As we move to verse 37 in this passage, the disciples come down from the mountain with Jesus and look what they immediately face: “A great crowd met him. Just then a man from the crowd shouted, ‘Teacher, I beg you to look at my son; he is my only child. Suddenly a spirit seizes him, and all at once he shrieks. It throws him into convulsions until he foams at the mouth; it mauls him and will scarcely leave him. I begged your disciples to cast it out, but they could not’.”
What a contrast! Three disciples had just seen Jesus talking to Moses and Elijah and watched him being transfigured into blinding light and here they are now back into the crowd and the noise and the demanding people and confronted by a man with a sick child. That is the stuff of everyday life; crowds of people, noise, sick children, demands on our time.
That is the stuff of everyday life, isn’t it?
We might wish that we could stay on the mountaintop and enjoy the incredible spectacle of a transfigured God speaking with the heroes of history. We might want to build sukkah as a permanent reminder of the presence of God and enjoy the celebration and rejoicing of sukkot on a daily basis. But the reality is, we have ordinary responsibilities, ordinary tasks to complete, and we need to live in the ordinariness of life.

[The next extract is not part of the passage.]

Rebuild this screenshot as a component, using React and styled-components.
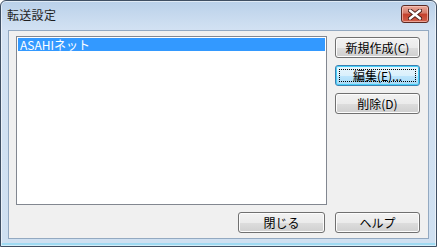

And if that is where we need to live, then we need to learn to find God there. We need to understand that, by nature, God is with us in our everyday lives.
Our God is not a remote God, who leaves us to struggle through the pains of our lives. Instead, God comes off the mountain and into the valley of our lives and gets his hands dirty to bring us healing and wholeness of life. That is the message of this passage: the disciples were confused, the child’s father was anxious for his sick son, the crowd were anxious to see the boy healed, the disciples were feeling powerless to help and overwhelmed by the situation. But Jesus comes down from the mountain and meets them in their everyday need.
That was the example of Jesus here. And, of course, that is the example of Jesus on the cross – that God promises to meet you in the anxieties and difficulties of your everyday life. And the heart of the Christian experience is having faith that God will meet us in this way.
The miracle of the Gospel is that the Word became flesh and has dwelt among us. God came into the everyday through the stable in Bethlehem and redeemed the everyday on a cross in Jerusalem and filled our everydayness with the glory of heaven through the Ascension. That is the miracle of the Christian faith.
And when our lives seem mundane, when our lives seem far from Transcendent, we need to hold on to the miracle of faith and seek the Extraordinary God in the everydayness of life. Because the Word became flesh and dwelt among us. Christ came down from the Mountain of Transfiguration into the Valley of Confusion. The Extraordinary met us in the Ordinary.
The Christian experience is simply this: our everyday lives, with all their joys and celebrations, pains and tears, become transformed by the presence of God to us.
And that is why it is so important to receive Communion, to share the bread and the wine as an absolute focal point of your life of worship. Not because there is anything magical about the bread and the wine. But God becomes present to us through the bread and wine as we receive him by faith. The bread and the wine are the perfect representation of the absolute heart of the Christian faith. Ordinary, everyday bread and wine becomes for us the body and blood of Christ, the presence of God in our midst. We eat the bread and drink the wine in an ordinary way. But through that act, we receive God into the very depths of our being in a most extraordinary way.
So as we prepare to receive the bread and the wine this morning, we give over to God our everyday lives; all the joys and sorrows, pleasures and pains – and we ask him to become Word in our flesh. We ask him to become transfigured in us and we meet with him in the bread and in the wine. And we anticipate that it will be a moment of transformation, a moment of transfiguration.